## Directions
Print, word for word, every line from the beginning of the listing up to and including the line with "const pts = (a: Pt[])". Pictures are to be excluded.

## Information shown
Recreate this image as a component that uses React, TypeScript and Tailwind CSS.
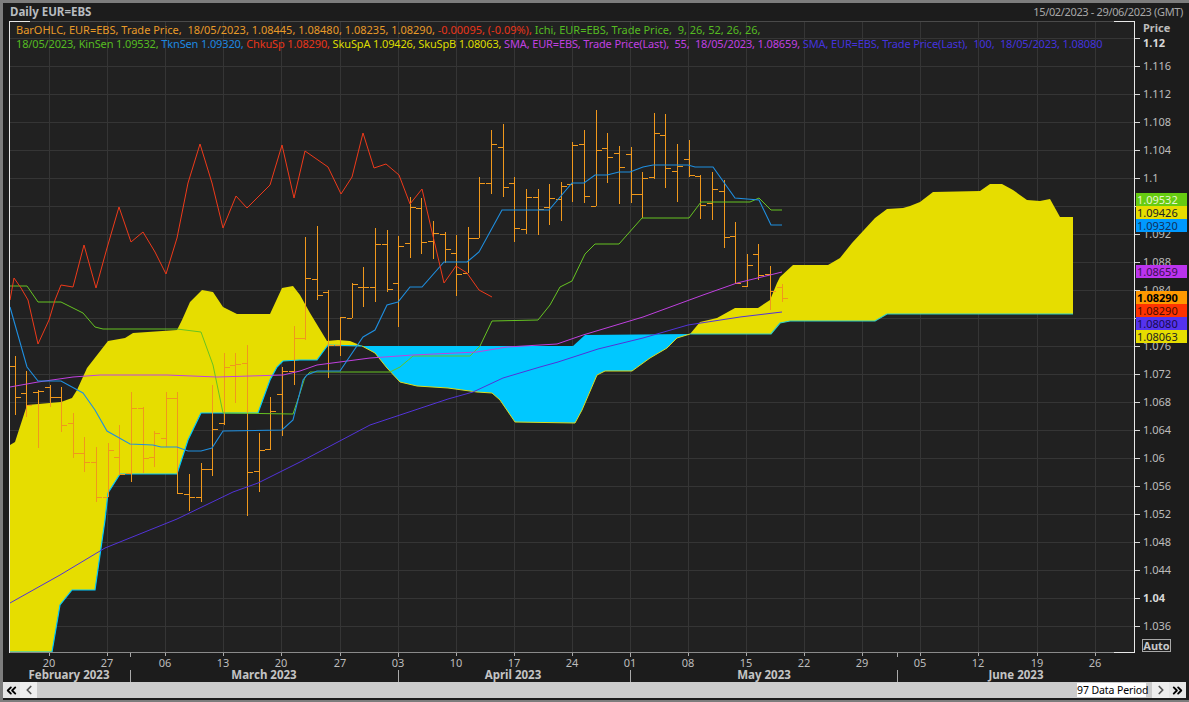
import { ChevronLeft, ChevronRight, ChevronsLeft, ChevronsRight } from "lucide-react";

type Pt = [number, number];
const pts = (a: Pt[]) => a.map((p) => p.join(",")).join(" ");

const bars: [number, number, number, number][] = [
  [356,415,366,397],[371,417,393,405],[390,448,392,391],[385,407,387,397],[387,432,397,425],
  [413,458,423,453],[437,472,453,462],[447,502,462,497],[443,497,497,450],[425,475,457,474],
  [392,482,473,408],[407,473,408,458],[431,467,457,433],[392,447,438,398],[392,493,398,493],
  [474,511,494,497],[463,502,497,469],[385,476,469,429],[353,425,423,367],[353,403,365,364],
  [345,516,363,472],[433,492,471,450],[397,450,449,411],[367,436,394,371],[326,385,371,338],
  [237,340,338,278],[226,300,279,295],[290,378,292,345],[317,356,345,317],[283,318,318,284],
  [267,307,287,287],[228,302,287,244],[230,292,244,289],[236,327,283,246],[197,258,243,207],
  [198,254,208,242],[221,259,241,233],[232,263,234,249],[235,296,253,274],[227,273,273,238],
  [177,238,238,183],[130,194,183,144],[124,197,147,187],[177,242,183,228],[189,234,229,197],
  [189,235,197,209],[184,225,207,198],[182,221,199,186],[142,202,184,145],[130,203,144,196],
  [110,206,206,150],[133,183,148,157],[146,204,153,167],[147,203,154,194],[172,218,194,178],
  [113,179,177,133],[114,188,135,168],[144,202,171,166],[140,177,159,175],[175,219,176,205],
  [172,220,203,189],[180,248,191,237],[222,284,236,283],[254,287,286,265],[244,280,254,275],
  [266,310,274,291],[284,302,287,298],
];

const chikou: Pt[] = [[10,300],[14,278],[21,288],[28,300],[38,344],[49,320],[55,300],[61,285],[73,287],[84,245],[96,288],[107,248],[119,207],[131,242],[143,232],[155,252],[166,274],[177,238],[188,183],[200,144],[212,183],[223,228],[236,196],[247,208],[270,185],[282,145],[294,198],[305,151],[328,167],[341,194],[352,177],[363,133],[374,168],[386,164],[399,175],[410,204],[422,189],[444,283],[456,266],[467,273],[479,290],[492,297]];
const tenkan: Pt[] = [[10,307],[27,367],[38,381],[61,381],[83,393],[95,410],[107,431],[130,444],[153,445],[161,447],[177,447],[188,451],[201,451],[212,448],[223,431],[282,430],[293,420],[303,380],[307,375],[317,371],[340,371],[363,337],[375,330],[387,305],[398,302],[410,287],[422,287],[444,262],[467,262],[479,252],[502,210],[549,210],[572,183],[584,183],[595,175],[607,175],[619,172],[630,172],[643,167],[653,165],[688,165],[695,167],[713,167],[735,198],[759,200],[771,225],[782,225]];
const kijun: Pt[] = [[10,286],[27,286],[38,302],[61,302],[83,313],[95,327],[103,329],[177,329],[201,332],[213,365],[223,413],[293,414],[300,393],[305,377],[310,372],[390,372],[400,367],[413,356],[470,356],[480,346],[492,321],[538,320],[550,305],[560,287],[572,281],[585,254],[595,244],[619,244],[642,218],[689,218],[701,202],[750,202],[759,198],[771,210],[782,210]];
const sma55: Pt[] = [[10,387],[38,382],[73,377],[100,375],[167,375],[217,377],[283,375],[300,371],[317,365],[370,358],[413,355],[477,352],[507,347],[557,344],[583,335],[643,317],[703,295],[737,283],[770,275],[782,272]];
const sma100: Pt[] = [[10,603],[60,575],[105,548],[177,519],[233,492],[258,483],[300,462],[370,425],[448,399],[473,392],[503,378],[540,367],[558,362],[598,349],[643,338],[688,325],[740,317],[782,312]];

const spanAUpper: Pt[] = [[10,445],[15,442],[27,405],[61,402],[72,398],[77,390],[87,368],[108,341],[125,338],[133,333],[177,330],[182,320],[190,302],[202,290],[213,292],[223,307],[237,314],[270,314],[282,288],[293,286],[300,295],[310,313],[327,341],[338,340],[350,341],[362,346]];
const spanBLeft: Pt[] = [[362,346],[328,345],[317,360],[300,360],[283,361],[277,367],[270,380],[258,413],[201,413],[188,440],[177,474],[120,474],[108,493],[105,520],[95,590],[72,590],[60,605],[52,652],[10,652]];
const cyanPoly: Pt[] = [[362,346],[573,346],[585,335],[690,334],[677,338],[667,348],[650,358],[632,371],[605,371],[597,375],[582,410],[575,423],[515,422],[500,400],[492,393],[477,392],[448,388],[417,386],[400,382],[387,368],[375,353]];
const rightUpper: Pt[] = [[690,334],[700,322],[717,318],[735,308],[758,308],[770,300],[777,283],[780,277],[793,265],[828,265],[840,258],[852,243],[875,218],[887,209],[903,208],[910,206],[920,202],[933,192],[980,191],[990,184],[1002,184],[1013,190],[1027,200],[1040,201],[1050,199],[1060,217],[1073,217]];
const rightLower: Pt[] = [[1073,314],[887,314],[875,321],[790,321],[780,323],[771,334],[690,334]];

const priceTicks = Array.from({ length: 22 }, (_, i) => ({
  y: 38 + 28 * i,
  label: ["1.12","1.116","1.112","1.108","1.104","1.1","1.096","1.092","1.088","1.084","1.08","1.076","1.072","1.068","1.064","1.06","1.056","1.052","1.048","1.044","1.04","1.036"][i],
}));
const days: [number, string][] = [[49,"20"],[107,"27"],[165,"06"],[223,"13"],[281,"20"],[340,"27"],[398,"03"],[456,"10"],[514,"17"],[572,"24"],[630,"01"],[688,"08"],[746,"15"],[804,"22"],[862,"29"],[920,"05"],[978,"12"],[1037,"19"],[1095,"26"]];
const months: [number, string][] = [[69,"February 2023"],[264,"March 2023"],[513,"April 2023"],[764,"May 2023"],[1016,"June 2023"]];
const seps = [130, 398, 630, 897];

const tags: { y: number; t: string; c: string }[] = [
  { y: 193, t: "1.09532", c: "bg-[#66cc11] text-[#e8f5d0]" },
  { y: 206, t: "1.09426", c: "bg-[#e6dd00] text-[#222222]" },
  { y: 219, t: "1.09320", c: "bg-[#0099ff] text-[#10305a]" },
  { y: 265, t: "1.08659", c: "bg-[#bb33ee] text-[#3a1050]" },
  { y: 291, t: "1.08290", c: "bg-[#ff9900] text-black font-bold" },
  { y: 304, t: "1.08290", c: "bg-[#ff3300] text-[#4a0c00]" },
  { y: 317, t: "1.08080", c: "bg-[#5533ee] text-[#180a50]" },
  { y: 330, t: "1.08063", c: "bg-[#e6dd00] text-[#222222]" },
];

const font = "font-['Noto_Sans','Liberation_Sans',sans-serif]";

export default function App() {
  return (
    <div className={`${font} w-[1189px] h-[702px] overflow-hidden bg-[#1c1c1c] border-t-[3px] border-l-[3px] border-b-2 border-[#7d7d7d] flex flex-col text-[11px] leading-[14px]`}>
      <div className="h-[18px] flex items-center justify-between pl-[7px] pr-[6px]">
        <span className="font-bold text-[11.5px] text-[#b8bcc0]">Daily EUR=EBS</span>
        <span className="text-[#a8a8a8] text-[11px] tracking-[-0.35px]">15/02/2023 - 29/06/2023 (GMT)</span>
      </div>

      <div className="flex h-[632px]">
        <div className="ml-[6px] w-[1126px] h-[632px] relative shrink-0 bg-[#212121]">
          <svg width="1126" height="632" viewBox="9 21 1126 632" className="block">
            {priceTicks.map((t) => (
              <line key={t.y} x1="10" x2="1134" y1={t.y + 0.5} y2={t.y + 0.5} stroke="#353535" />
            ))}
            {days.map(([x]) => (
              <line key={x} x1={x + 0.5} x2={x + 0.5} y1="22" y2="652" stroke="#353535" />
            ))}
            <polygon points={pts([...spanAUpper, ...spanBLeft])} fill="#e6dd00" />
            <polygon points={pts([...rightUpper, ...rightLower])} fill="#e6dd00" />
            <polygon points={pts(cyanPoly)} fill="#00c8ff" />
            <polyline points={pts(spanBLeft)} fill="none" stroke="#00c8ff" strokeWidth="1.2" />
            <polyline points={pts(rightLower)} fill="none" stroke="#2fd0c8" strokeWidth="1.2" />
            <polyline points={pts(cyanPoly.slice(3).concat([[362, 346]]))} fill="none" stroke="#d8dc20" strokeWidth="1" />
            <g fill="#f0981c">
              {bars.map((b, i) => {
                const x = Math.round(14.7 + 11.62 * i);
                return (
                  <g key={i}>
                    <rect x={x} y={b[0]} width="1" height={b[1] - b[0]} />
                    <rect x={x - 5} y={b[2]} width="5" height="1" />
                    <rect x={x} y={b[3]} width="6" height="1" />
                  </g>
                );
              })}
            </g>
            <polyline points={pts(kijun)} fill="none" stroke="#66c322" strokeWidth="1" />
            <polyline points={pts(sma55)} fill="none" stroke="#c040e0" strokeWidth="1" />
            <polyline points={pts(sma100)} fill="none" stroke="#5233d8" strokeWidth="1" />
            <polyline points={pts(tenkan)} fill="none" stroke="#1f8fe0" strokeWidth="1.1" />
            <polyline points={pts(chikou)} fill="none" stroke="#ee3a1a" strokeWidth="1" />
            <line x1="10" x2="1114" y1="21.5" y2="21.5" stroke="#4a4a4a" />
            <line x1="9" x2="30" y1="21.5" y2="21.5" stroke="#e8e8e8" />
            <line x1="1114" x2="1135" y1="21.5" y2="21.5" stroke="#e8e8e8" />
            <line x1="9.5" x2="9.5" y1="21" y2="653" stroke="#e8e8e8" />
            <line x1="1134.5" x2="1134.5" y1="21" y2="653" stroke="#e8e8e8" />
            <line x1="10" x2="1114" y1="652.5" y2="652.5" stroke="#8a8a8a" />
            <line x1="1114" x2="1135" y1="652.5" y2="652.5" stroke="#e8e8e8" />
          </svg>

          <div className="absolute left-[7px] top-[2px] whitespace-pre">
            <div>
              <span className="text-[#e89a28]">BarOHLC, EUR=EBS, Trade Price,  18/05/2023, 1.08445, 1.08480, 1.08235, 1.08290, </span>
              <span className="text-[#e8351a]">-0.00095, (-0.09%), </span>
              <span className="text-[#55bb22]">Ichi, EUR=EBS, Trade Price,  9, 26, 52, 26, 26,</span>
            </div>
            <div className="tracking-[-0.14px]">
              <span className="text-[#55bb22]">18/05/2023, KinSen 1.09532, </span>
              <span className="text-[#1e88e0]">TknSen 1.09320, </span>
              <span className="text-[#e8351a]">ChkuSp 1.08290, </span>
              <span className="text-[#dddd00]">SkuSpA 1.09426, SkuSpB 1.08063, </span>
              <span className="text-[#c040e0]">SMA, EUR=EBS, Trade Price(Last),  55,  18/05/2023, 1.08659, </span>
              <span className="text-[#4433dd]">SMA, EUR=EBS, Trade Price(Last),  100,  18/05/2023, 1.08080</span>
            </div>
          </div>
        </div>

        <div className="relative w-[51px] shrink-0 text-[#bcbcbc]">
          <span className="absolute left-[8px] top-[0px] font-bold">Price</span>
          {priceTicks.map((t) => {
            const first = t.label === "1.12";
            const bold = first || t.label === "1.04";
            return (
              <div key={t.y} className="absolute left-0 flex items-center h-[14px]" style={{ top: t.y - 21 - 7 }}>
                <span className="w-[5px] h-px bg-[#d8d8d8]" />
                <span
                  className={`ml-[3px] ${bold ? "font-bold text-[#d8d8d8]" : ""} ${first ? "translate-y-[5px]" : ""}`}
                >
                  {t.label}
                </span>
              </div>
            );
          })}
          {tags.map((t) => (
            <div
              key={t.y}
              className={`absolute left-[1px] w-[51px] h-[13px] leading-[13px] pl-[1px] ${t.c}`}
              style={{ top: t.y - 21 }}
            >
              {t.t}
            </div>
          ))}
          <div className="absolute left-[7px] top-[618px] w-[29px] h-[13px] leading-[11px] border border-[#a8a8a8] text-center font-bold text-[#c8c8c8]">
            Auto
          </div>
        </div>
      </div>

      <div className="relative h-[29px] shrink-0 text-[#bcbcbc]">
        {days.map(([x, d]) => (
          <div key={x} className="absolute top-0 flex flex-col items-center w-[20px]" style={{ left: x - 3 - 10 }}>
            <span className="w-px h-[3px] bg-[#aaaaaa]" />
            <span className="leading-[14px]">{d}</span>
          </div>
        ))}
        {seps.map((x) => (
          <div key={x} className="absolute top-0 h-[29px] w-px" style={{ left: x - 3 }}>
            <span className="block w-px h-[4px] bg-[#aaaaaa]" />
            <span className="block w-px h-[12px] mt-[13px] bg-[#aaaaaa]" />
          </div>
        ))}
        {months.map(([x, m]) => (
          <span key={x} className="absolute top-[15px] -translate-x-1/2 font-bold text-[11.5px] text-[#c4c4c4] whitespace-nowrap" style={{ left: x - 3 }}>
            {m}
          </span>
        ))}
      </div>

      <div className="h-[16px] shrink-0 mr-[3px] bg-[#cccccc] flex items-center text-black">
        <button className="w-[17px] h-[16px] bg-[#e6e6e6] flex items-center justify-center">
          <ChevronsLeft size={15} strokeWidth={3} />
        </button>
        <button className="w-[17px] h-[16px] bg-[#eeeeee] flex items-center justify-center text-[#555555]">
          <ChevronLeft size={14} strokeWidth={3} />
        </button>
        <div className="flex-1" />
        <span className="h-[14px] w-[69px] shrink-0 bg-white text-center leading-[14px] text-[10.5px] tracking-[-0.1px] whitespace-nowrap">97 Data Period</span>
        <div className="w-[6px]" />
        <button className="w-[17px] h-[16px] bg-[#eeeeee] flex items-center justify-center text-[#555555]">
          <ChevronRight size={14} strokeWidth={3} />
        </button>
        <button className="w-[17px] h-[16px] bg-[#e6e6e6] flex items-center justify-center">
          <ChevronsRight size={15} strokeWidth={3} />
        </button>
      </div>
      <div className="h-[2px] shrink-0" />
    </div>
  );
}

## Problem solution
Recreate this image as a component that uses React, TypeScript and Tailwind CSS.
import { ChevronLeft, ChevronRight, ChevronsLeft, ChevronsRight } from "lucide-react";

type Pt = [number, number];
const pts = (a: Pt[]) => a.map((p) => p.join(",")).join(" ");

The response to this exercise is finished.